High Figure of Merit Electro-Optic Modulator Based on Graphene on Silicon Dual-Slot Waveguide

Abstract

A novel electro-optic modulator based on graphene on silicon (GoS) dual-slot waveguide is proposed, utilizing the electro-absorption and electro-refraction effect of graphene. The optical mode in the waveguide can interact strongly with the upper graphene layer due to the enhancement of light intensity and poor mode confinement in the nanometer slot. The real part and imaginary part of effective modal index relate to the optical propagation phase and attenuation, respectively. Electro-absorption and electro-refraction modulators can be realized by reasonably tuning the chemical potential of graphene through an applied gate voltage.
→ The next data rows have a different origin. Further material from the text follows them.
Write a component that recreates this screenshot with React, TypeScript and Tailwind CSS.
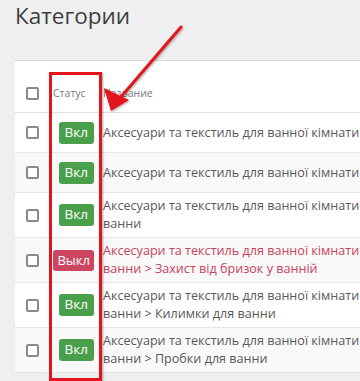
import React from 'react';

type Row = {
  on: boolean;
  lines: string[];
};

const first = 'Аксесуари та текстиль для ванної кімнати';

const rows: Row[] = [
  { on: true, lines: [first] },
  { on: true, lines: [first] },
  { on: true, lines: [first, 'ванни'] },
  { on: false, lines: [first, 'ванни > Захист від бризок у ванній'] },
  { on: true, lines: [first, 'ванни > Килимки для ванни'] },
  { on: true, lines: [first, 'ванни > Пробки для ванни'] },
];

function Checkbox() {
  return <span className="block shrink-0 w-[13px] h-[13px] rounded-[2px] border-2 border-[#8a8a8a] bg-white" />;
}

function Badge({ on }: { on: boolean }) {
  if (on) {
    return (
      <span className="inline-flex items-center h-[22px] px-[6px] rounded-[3px] bg-[#4a9f4a] text-white text-[13.5px] leading-none">
        Вкл
      </span>
    );
  }
  return (
    <span className="inline-flex items-center h-[21px] px-[4px] rounded-[3px] bg-[#cc4661] text-white text-[13px] leading-none">
      Выкл
    </span>
  );
}

export default function App() {
  return (
    <div
      className="relative w-[360px] h-[381px] overflow-hidden bg-[#efefef]"
      style={{ fontFamily: '"Open Sans", "Noto Sans", sans-serif' }}
    >
      <h1 className="pl-[15px] text-[22.5px] leading-[32px] font-normal text-[#3d3d3d]">Категории</h1>

      <div className="ml-[15px] mt-[28px] w-[420px] bg-white border-t border-[#dcdcdc]">
        {/* header */}
        <div className="flex items-end h-[52px] pb-[12px] border-b border-[#dedede]">
          <div className="w-[34px] shrink-0 flex justify-center pl-[1px]">
            <Checkbox />
          </div>
          <div className="w-[54px] shrink-0 pl-[4px] text-[10.5px] leading-[13px] text-[#7a7a7a]">Статус</div>
          <div className="flex-1 text-[10.5px] leading-[13px] text-[#7a7a7a]">Название</div>
        </div>

        {rows.map((row, i) => (
          <div
            key={i}
            className={
              'flex items-center border-b border-[#e6e6e6] ' +
              (row.lines.length > 1 ? 'h-[45px] ' : 'h-[40px] ') +
              (i % 2 === 1 ? 'bg-[#f9f9f9]' : 'bg-white')
            }
          >
            <div className="w-[34px] shrink-0 flex justify-center pl-[1px]">
              <Checkbox />
            </div>
            <div className="w-[54px] shrink-0 flex justify-end pr-[9px]">
              <Badge on={row.on} />
            </div>
            <div className={'flex-1 text-[12.6px] leading-[18px] ' + (row.on ? 'text-[#595959]' : 'text-[#c8425e]')}>
              {row.lines.map((l, j) => (
                <span key={j} className="block whitespace-nowrap">
                  {l}
                </span>
              ))}
            </div>
          </div>
        ))}
      </div>

      {/* annotation */}
      <div className="absolute left-[49px] top-[72px] w-[53px] h-[309px] border-[3px] border-[#e3141b] shadow-[1px_1px_2px_rgba(0,0,0,0.35)]" />
      <svg className="absolute left-0 top-0" width="360" height="381" viewBox="0 0 360 381">
        <defs>
          <filter id="sh" x="-20%" y="-20%" width="140%" height="140%">
            <feDropShadow dx="1" dy="1" stdDeviation="1" floodColor="#000" floodOpacity="0.35" />
          </filter>
        </defs>
        <g filter="url(#sh)">
          <line x1="181" y1="27" x2="120" y2="98" stroke="#e3141b" strokeWidth="3" strokeLinecap="round" />
          <polygon points="111,111 104,88 129,100" fill="#e3141b" />
        </g>
      </svg>
    </div>
  );
}
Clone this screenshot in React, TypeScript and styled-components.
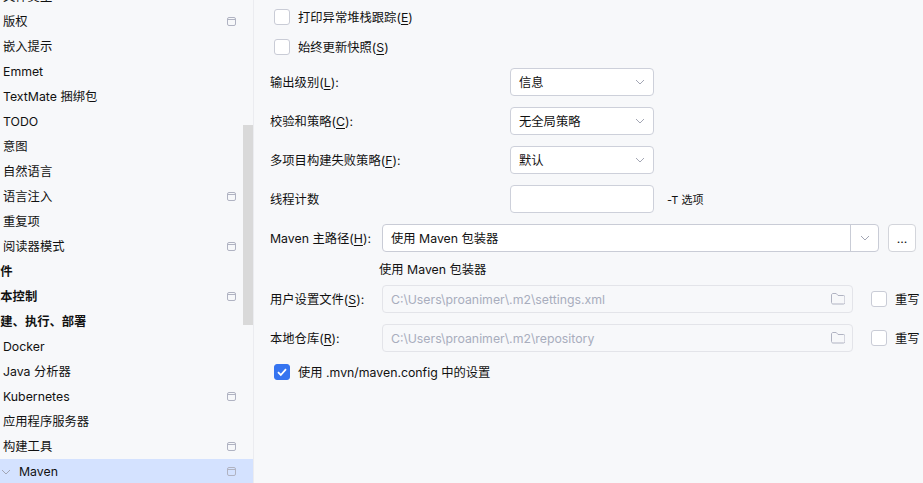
import React from "react";
import styled, { createGlobalStyle } from "styled-components";

const GlobalStyle = createGlobalStyle`
  html, body {
    margin: 0;
    height: 100%;
    overflow: hidden;
    background: #f7f8fa;
  }
  body {
    font-family: Inter, "Noto Sans CJK SC", "Noto Sans", sans-serif;
    font-size: 12.3px;
    color: #111;
  }
  u {
    text-underline-offset: 2px;
  }
`;

type NavItem = {
  label: string;
  scoped?: boolean;
  bold?: boolean;
  selected?: boolean;
};

const navItems: NavItem[] = [
  { label: "文件类型" },
  { label: "版权", scoped: true },
  { label: "嵌入提示" },
  { label: "Emmet" },
  { label: "TextMate 捆绑包" },
  { label: "TODO" },
  { label: "意图" },
  { label: "自然语言" },
  { label: "语言注入", scoped: true },
  { label: "重复项" },
  { label: "阅读器模式", scoped: true },
  { label: "插件", bold: true },
  { label: "版本控制", bold: true, scoped: true },
  { label: "构建、执行、部署", bold: true },
  { label: "Docker" },
  { label: "Java 分析器" },
  { label: "Kubernetes", scoped: true },
  { label: "应用程序服务器" },
  { label: "构建工具", scoped: true },
  { label: "Maven", scoped: true, selected: true },
];

const Chevron = ({ size = 12 }: { size?: number }) => (
  <svg width={size} height={size} viewBox="0 0 12 12" fill="none">
    <path d="M2 4l4 4 4-4" stroke="#a3a6b4" strokeWidth="1" />
  </svg>
);

const ScopeIcon = () => (
  <svg width="9" height="9" viewBox="0 0 9 9" fill="none">
    <rect x="0.5" y="0.5" width="8" height="8" rx="1.5" stroke="#b0b3c2" />
    <path d="M0.5 2.5h8" stroke="#b0b3c2" />
  </svg>
);

const FolderIcon = () => (
  <svg width="14" height="12" viewBox="0 0 14 12" fill="none">
    <path
      d="M0.5 2c0-.8.7-1.5 1.5-1.5h3.2l1.8 2h5.5c.8 0 1.5.7 1.5 1.5v5.5c0 .8-.7 1.5-1.5 1.5H2c-.8 0-1.5-.7-1.5-1.5V2z"
      stroke="#b0b3c2"
    />
  </svg>
);

const Check = () => (
  <svg width="12" height="12" viewBox="0 0 12 12" fill="none">
    <path d="M2 6.2l2.8 2.8L10 3.2" stroke="#fff" strokeWidth="1.8" />
  </svg>
);

export default function App() {
  return (
    <>
      <GlobalStyle />
      <Page>
        <Sidebar>
          {navItems.map((item) => (
            <NavRow key={item.label} $selected={item.selected}>
              {item.selected && <Chevron size={12} />}
              <NavLabel $bold={item.bold} $selected={item.selected}>
                {item.label}
              </NavLabel>
              {item.scoped && <ScopeIcon />}
            </NavRow>
          ))}
          <ScrollThumb />
        </Sidebar>
        <Panel>
          <CheckRow>
            <CheckBox />
            <span>打印异常堆栈跟踪(<u>E</u>)</span>
          </CheckRow>
          <CheckRow>
            <CheckBox />
            <span>始终更新快照(<u>S</u>)</span>
          </CheckRow>

          <OptionList $top={6}>
            <OptionRow>
              <OptionLabel>输出级别(<u>L</u>):</OptionLabel>
              <Select>
                信息
                <Chevron />
              </Select>
            </OptionRow>
            <OptionRow>
              <OptionLabel>校验和策略(<u>C</u>):</OptionLabel>
              <Select>
                无全局策略
                <Chevron />
              </Select>
            </OptionRow>
            <OptionRow>
              <OptionLabel>多项目构建失败策略(<u>F</u>):</OptionLabel>
              <Select>
                默认
                <Chevron />
              </Select>
            </OptionRow>
            <OptionRow>
              <OptionLabel>线程计数</OptionLabel>
              <Select />
              <Hint>-T 选项</Hint>
            </OptionRow>
            <OptionRow>
              <PathLabel>Maven 主路径(<u>H</u>):</PathLabel>
              <Combo>
                <ComboText>使用 Maven 包装器</ComboText>
                <ComboArrow>
                  <Chevron />
                </ComboArrow>
              </Combo>
              <DotsButton>...</DotsButton>
            </OptionRow>
          </OptionList>

          <Helper>使用 Maven 包装器</Helper>

          <OptionList>
            <OptionRow>
              <PathLabel>用户设置文件(<u>S</u>):</PathLabel>
              <PathField>
                C:\Users\proanimer\.m2\settings.xml
                <FolderIcon />
              </PathField>
              <Override>
                <CheckBox />
                <span>重写</span>
              </Override>
            </OptionRow>
            <OptionRow>
              <PathLabel>本地仓库(<u>R</u>):</PathLabel>
              <PathField>
                C:\Users\proanimer\.m2\repository
                <FolderIcon />
              </PathField>
              <Override>
                <CheckBox />
                <span>重写</span>
              </Override>
            </OptionRow>
          </OptionList>

          <BottomCheck>
            <CheckBox $checked>
              <Check />
            </CheckBox>
            <span>使用 .mvn/maven.config 中的设置</span>
          </BottomCheck>
        </Panel>
      </Page>
    </>
  );
}

const Page = styled.div`
  display: flex;
  height: 100vh;
  overflow: hidden;
`;

const Sidebar = styled.div`
  position: relative;
  flex: 0 0 254px;
  box-sizing: border-box;
  height: 100%;
  border-right: 1px solid #ebecf0;
  overflow: hidden;
  & > div:first-child {
    margin-top: -16px;
  }
`;

const NavRow = styled.div<{ $selected?: boolean }>`
  display: flex;
  align-items: center;
  height: 25px;
  padding-left: ${(p) => (p.$selected ? "0" : "3px")};
  padding-right: 17px;
  background: ${(p) => (p.$selected ? "#d4e2ff" : "transparent")};
`;

const NavLabel = styled.span<{ $bold?: boolean; $selected?: boolean }>`
  flex: 1;
  white-space: nowrap;
  padding-bottom: 1px;
  font-weight: ${(p) => (p.$bold ? 700 : 400)};
  margin-left: ${(p) => (p.$bold ? "-15px" : p.$selected ? "7px" : "0")};
`;

const ScrollThumb = styled.div`
  position: absolute;
  top: 125px;
  left: 243px;
  width: 10px;
  height: 200px;
  background: #d9d9d9;
`;

const Panel = styled.div`
  flex: 1;
  min-width: 0;
  padding: 2px 0 0 16px;
`;

const CheckRow = styled.div`
  display: flex;
  align-items: center;
  gap: 8px;
  height: 30px;
  padding-left: 4px;
`;

const CheckBox = styled.div<{ $checked?: boolean }>`
  display: flex;
  align-items: center;
  justify-content: center;
  flex: none;
  box-sizing: border-box;
  width: 16px;
  height: 16px;
  border-radius: 3px;
  border: 1px solid ${(p) => (p.$checked ? "#3574f0" : "#c9ccd6")};
  background: ${(p) => (p.$checked ? "#3574f0" : "#fff")};
`;

const OptionList = styled.div<{ $top?: number }>`
  display: flex;
  flex-direction: column;
  gap: 11px;
  margin-top: ${(p) => p.$top ?? 0}px;
`;

const OptionRow = styled.div`
  display: flex;
  align-items: center;
  height: 28px;
`;

const OptionLabel = styled.div`
  flex: 0 0 240px;
`;

const PathLabel = styled.div`
  flex: 0 0 112px;
  white-space: nowrap;
`;

const Select = styled.div`
  display: flex;
  align-items: center;
  justify-content: space-between;
  box-sizing: border-box;
  width: 144px;
  height: 28px;
  padding: 0 7px 0 8px;
  background: #fff;
  border: 1px solid #cdd0da;
  border-radius: 4px;
`;

const Hint = styled.span`
  margin-left: 13px;
  font-size: 11px;
`;

const Combo = styled.div`
  display: flex;
  align-items: center;
  box-sizing: border-box;
  width: 497px;
  height: 28px;
  background: #fff;
  border: 1px solid #c9ccd6;
  border-radius: 4px;
`;

const ComboText = styled.div`
  flex: 1;
  padding-left: 8px;
`;

const ComboArrow = styled.div`
  display: flex;
  align-items: center;
  justify-content: center;
  width: 27px;
  height: 100%;
  border-left: 1px solid #c9ccd6;
`;

const DotsButton = styled.div`
  display: flex;
  align-items: center;
  justify-content: center;
  box-sizing: border-box;
  width: 28px;
  height: 28px;
  margin-left: 9px;
  background: #fff;
  border: 1px solid #d3d5db;
  border-radius: 4px;
`;

const Helper = styled.div`
  display: flex;
  align-items: center;
  height: 33px;
  padding-left: 109px;
`;

const PathField = styled.div`
  display: flex;
  align-items: center;
  justify-content: space-between;
  box-sizing: border-box;
  width: 471px;
  height: 28px;
  padding: 0 7px 0 8px;
  color: #a8adbd;
  background: #f7f8fa;
  border: 1px solid #e3e4e9;
  border-radius: 4px;
`;

const Override = styled.div`
  display: flex;
  align-items: center;
  gap: 8px;
  margin-left: 18px;
`;

const BottomCheck = styled(CheckRow)`
  margin-top: 5px;
`;
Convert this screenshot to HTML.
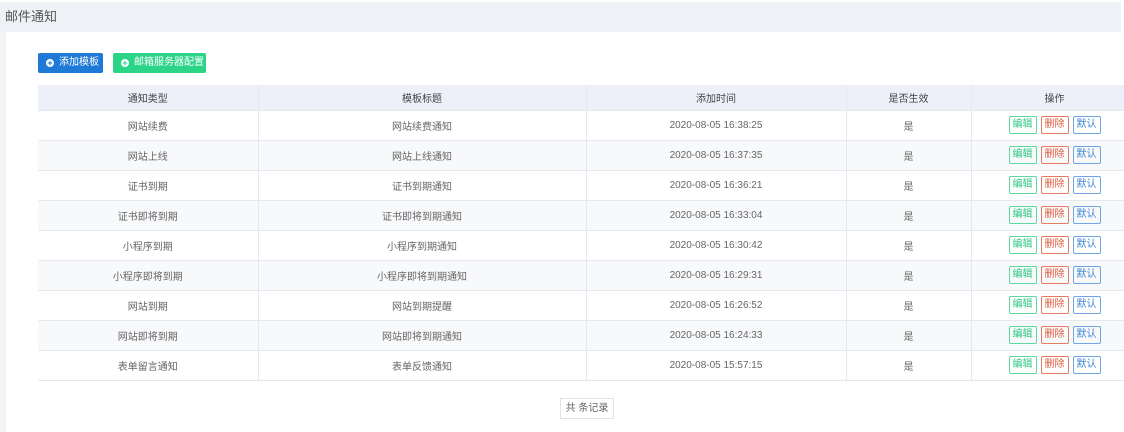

The geometric parameters of the GoS waveguide are well optimized. Simulation results show the phase shift can be linearly tuned from 0 to $\pi $ by changing the gate voltage from 1 to 5.4 V for a $70~\mu \text{m}$ -long GoS dual-slot waveguide. When this waveguide is used as electro-absorption modulator, the modulation depth and insertion loss are 25 and 0.09 dB, respectively. The 3-dB bandwidth is estimated to be 79.6 GHz. The power consumption is ~0.94 pJ/bit and ~1.42 pJ/bit for the electro-refraction and electro-absorption modulation, respectively. The FoM (modulation depth/insertion loss) is as high as 273. This GoS dual-slot waveguide modulator with merits of footprint-compact, energy-efficient, and CMOS compatible has potentials in on-chip optical interconnections.